Yes, it's that time of year — and yet again it's time for vets across America to wring their hands over the holiday pet thing. It's a love-hate issue for us, for sure. While we condemn the trivialization of petdom that comes with a rash "Puppy Palace" purchase, how else would we manage to ring in the new year with a shower of new patients?

Let me be fair: A large-enough percentage of holiday pets are planned. After all, this is one of the few times parents can get kudos for a whole-family present they picked out with care at the exact time of year everyone is best equipped to handle the new responsibilities (vacation time!). These thoughtful people tend not to be the genesis of any vet's New Year's complaint.

Rather, what I decry is the last-minute strip-mall puppy purchase that comes about after a sleepless night on the 23rd: "Will the PlayStation, American Girl doll, Elmo incarnation or hamstery thingie be enough to gratify my insatiable offspring? Perhaps I should blow my budget on this puggle or porkie-poo puppy with the cute runny nose and adorable snore."  These are the humans that make my blood boil.

Next thing you know, the whole family's crying across the exam room table, begging you to make right a situation that's not going to get any better without a sizable cash outlay they swear they haven't got now that it's all sitting in the puppy shop's coffers.

"Just look at those kids, doc. How can you disappoint them? How can you be so cruel?"  Hmmm … you did that all by yourself, methinks. And Happy Holidays to you, too. Remind me to throw you under a bus when I bring my kids to your workplace next time.

In case you think I exaggerate, I'll swear on a stack of my internal medicine textbooks that this is the way it is — every year without fail.

The reality, however, is that the holidays can be a slow season for veterinarians. This is especially true for vets in colder climes, where inclement weather keeps pets safe, warm and injury-free indoors and in neighborhoods where well-to-do clients travel this time of year. Christmastime pets make up for it to a pretty large extent. That's why we welcome them with open arms, offering "Holiday pet" specials and such to get you coming through our doors when we need you most.

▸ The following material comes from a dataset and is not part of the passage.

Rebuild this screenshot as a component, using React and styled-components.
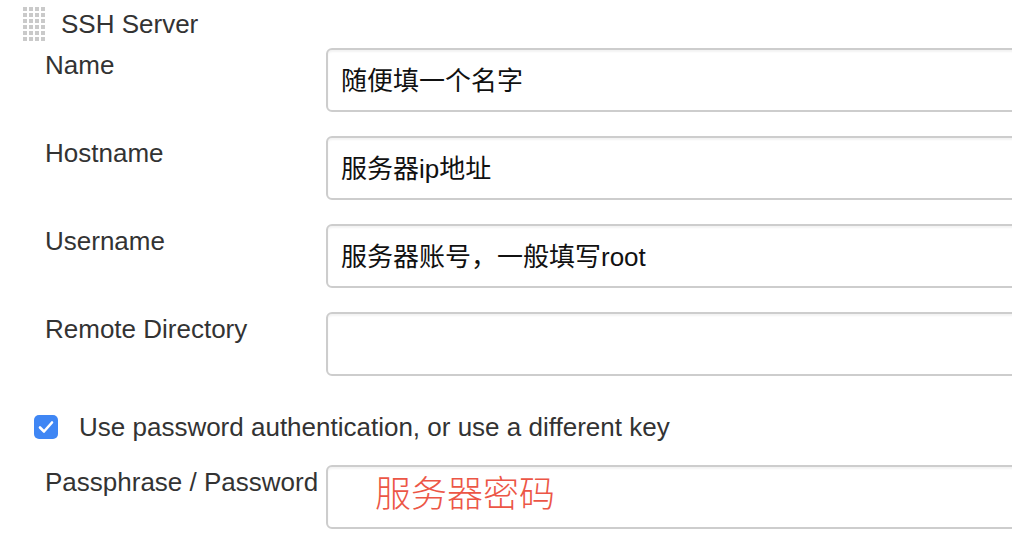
import React from 'react';
import styled, { createGlobalStyle } from 'styled-components';

const GlobalStyle = createGlobalStyle`
  html, body {
    margin: 0;
    padding: 0;
    background: #fff;
    overflow: hidden;
  }
  body {
    font-family: "Liberation Sans", Arial, "Noto Sans CJK SC", sans-serif;
    color: #333;
  }
`;

const Page = styled.div`
  width: 1012px;
  height: 544px;
  overflow: hidden;
`;

const Header = styled.div`
  display: flex;
  align-items: center;
  height: 48px;
  padding-left: 23px;
  box-sizing: border-box;
`;

const Title = styled.span`
  margin-left: 16px;
  font-size: 26px;
  line-height: 30px;
  color: #333;
`;

const Form = styled.div`
  display: flex;
  flex-direction: column;
  padding-left: 45px;
`;

const Row = styled.div`
  display: flex;
  align-items: flex-start;
  margin-bottom: ${p => p.$gap ?? 24}px;
`;

const Label = styled.label`
  width: 281px;
  flex-shrink: 0;
  padding-top: 2px;
  font-size: 26px;
  line-height: 30px;
  color: #333;
  white-space: nowrap;
`;

const Field = styled.div`
  width: 740px;
  height: 64px;
  box-sizing: border-box;
  flex-shrink: 0;
  display: flex;
  align-items: center;
  padding-left: ${p => p.$indent ?? 13}px;
  padding-bottom: ${p => p.$lift ?? 4}px;
  border: 2px solid #cdcdcd;
  border-radius: 6px;
  box-shadow: inset 0 2px 2px rgba(0, 0, 0, 0.05);
  font-family: "Liberation Sans", Arial, "Noto Sans CJK SC", sans-serif;
  font-size: ${p => p.$size ?? 26}px;
  font-weight: ${p => p.$weight ?? 400};
  color: ${p => p.$color ?? '#111'};
  white-space: nowrap;
`;

const CheckRow = styled.div`
  display: flex;
  align-items: center;
  height: 30px;
  margin: 36px 0 23px -11px;
`;

const Box = styled.span`
  width: 24px;
  height: 24px;
  border-radius: 5px;
  background: #3f86f4;
  display: flex;
  align-items: center;
  justify-content: center;
  flex-shrink: 0;
`;

const CheckText = styled.span`
  margin-left: 21px;
  font-size: 26px;
  line-height: 30px;
  color: #333;
  white-space: nowrap;
`;

function Handle() {
  const dots = [];
  for (let r = 0; r < 6; r++) {
    for (let c = 0; c < 4; c++) {
      dots.push(<rect key={`${r}-${c}`} x={c * 6} y={r * 6} width="4" height="4" fill="#cacaca" />);
    }
  }
  return (
    <svg width="22" height="34" viewBox="0 0 22 34">
      {dots}
    </svg>
  );
}

const fields = [
  { label: 'Name', value: '随便填一个名字' },
  { label: 'Hostname', value: '服务器ip地址' },
  { label: 'Username', value: '服务器账号，一般填写root' },
  { label: 'Remote Directory', value: '' },
];

export default function App() {
  return (
    <Page>
      <GlobalStyle />
      <Header>
        <Handle />
        <Title>SSH Server</Title>
      </Header>
      <Form>
        {fields.map((f, i) => (
          <Row key={f.label} $gap={i === fields.length - 1 ? 0 : 24}>
            <Label>{f.label}</Label>
            <Field>{f.value}</Field>
          </Row>
        ))}
        <CheckRow>
          <Box>
            <svg width="16" height="14" viewBox="0 0 16 14">
              <path d="M2 7.5 L6 11.5 L14 2.5" fill="none" stroke="#fff" strokeWidth="2.6" strokeLinecap="round" strokeLinejoin="round" />
            </svg>
          </Box>
          <CheckText>Use password authentication, or use a different key</CheckText>
        </CheckRow>
        <Row $gap={0}>
          <Label>Passphrase / Password</Label>
          <Field $indent={47} $size={36} $weight={300} $color="#ec5646" $lift={12}>服务器密码</Field>
        </Row>
      </Form>
    </Page>
  );
}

I'd so much prefer to spend my New Year's skiing in the Alps or basking in St. Bart's than treating the kennel coughs, distempers and parvoviruses that attend the annual overcrowded puppy mill season. Too bad my income won't allow even a meager approximation of such luxuries.

Instead, here I stand, stethoscope in hand, examining the coughing and congenitally ill alike. Here's where I hand out dire diagnoses like sugarplums to the "we're-attached-now" new owners of pups still bearing their "I'm-a-gift" bows. And, you know, it wouldn't be so bad … not if it weren't for the guilt that comes with raking in some much-needed cash off the backs of sad-eyed pups and their ignorant owners.

But then, as a wise philosopher once said, "You can't always get what you want." Granted, he was probably pretty stoned at the time, but it works surprisingly well as I navigate what's left of this "jolly" season.